Welcome to this week’s review of notable instances of public transit use and urban design, as well as discussion of place identity and culture, through anime currently broadcast or screening in Japan and simulcast internationally via the web. This review also documents seichijunrei (聖地巡礼 sacred site pilgrimage) and butaitanbou (舞台探訪 scene hunting)—on this website referred to collectively as anime pilgrimage—which are forms of place-based engagement induced by the use of real locations in show settings.
Media and General Interest
Cafe Dream Tanabata
Tanabata is always a special time at Cafe Dream in Nishinomiya, Hyōgo Prefecture. The cafe has put up bamboo branches and offered paper strips for customers to write wishes for about thirty years. After the release of the Suzumiya Haruhi series, fans joined in the festivities, often holding pilgrimage meetups at the cafe on the eve of Tanabata. This is the first observance of Tanabata since the 2019 July arson attack on Kyoto Animation. Visitors have been using the strips to write words of support for the studio. Media coverage: Kyoto Shimbun, Kōbe Shimbun, Nishinomiya Style
— 【HYODA】兵田印刷ソリューション部長 (@hyodasolution) June 27, 2020
— 西宮北高校が舞台！

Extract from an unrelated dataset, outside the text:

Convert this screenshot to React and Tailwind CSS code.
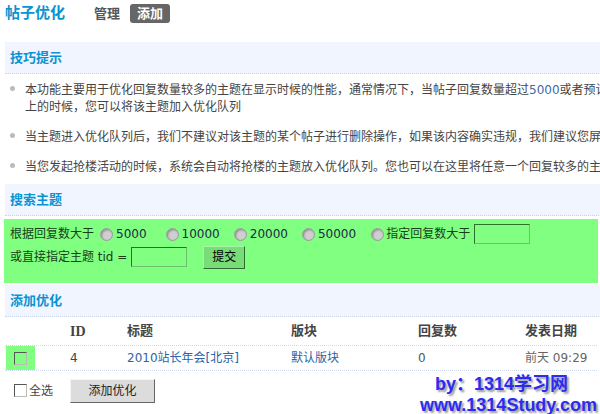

涼宮ハルヒ情報局 (@kitakoh_haruhi) June 27, 2020
Official Haruhi goods
Though the first light novel was published in 2003 and the original anime broadcast began in 2006, it was not until 2019 that rights holder Kadokawa finally acknowledged the use of Nishinomiya as the basis for the setting of the Suzumiya Haruhi series. This opened the door for licensed tie-up goods at local businesses. In 2019, visitors to Cafe Dream around Tanabata season could purchase a limited run clear file with designs that included scenes from the anime and photographs of the original cafe location, which was where the scenes were set. This year, Cafe Dream is offering character badges featuring Nagato, Mikuru and Haruhi.
— 社貝人 (@yukarinochi2202) June 28, 2020
— きーぼー (@keyboar) June 28, 2020
Chez Inoue Haruhi Tanabata cookies
As always, Nishinomiya bakery Chez Inoue is selling a seasonal run of cookies shaped and iced as the orange, panda adorned t-shirt Haruhi wears on Tanabata evening in the Bamboo Leaf Rhapsody episode of Suzumiya Haruhi no Yūutsu. Chez Inoue’s cookies and many other unofficial Haruhi anime pilgrim engagement efforts by local businesses long predate the organized, polished and relatively well-funded commercial promotion of anime tourism that is now becoming ubiquitous.
— テスラ (@tesra1141) June 17, 2020
Future Season Pilgrimage
@Roan_Inish made a pilgrimage to Nagatachō, Chiyoda Ward; Minamiaoyama, Minato Ward (both Tokyo Metropolis) for Mahōka Kōkō no Rettōsei: Raihōsha-hen. The locations are indicated in the light novel arcs on which the upcoming new anime season is based.
Current Season Pilgrimage
@flyingbird1124 made a pilgrimage to Takanawa, Minato Ward; Kamimeguro and Aobadai, Meguro Ward; Hachiyamachō and Sarugakuchō, Shibuya Ward; Shinjuku, Kawadachō and Wakamatsuchō, Shinjuku Ward (all Tokyo Metropolis) for Kakushigoto.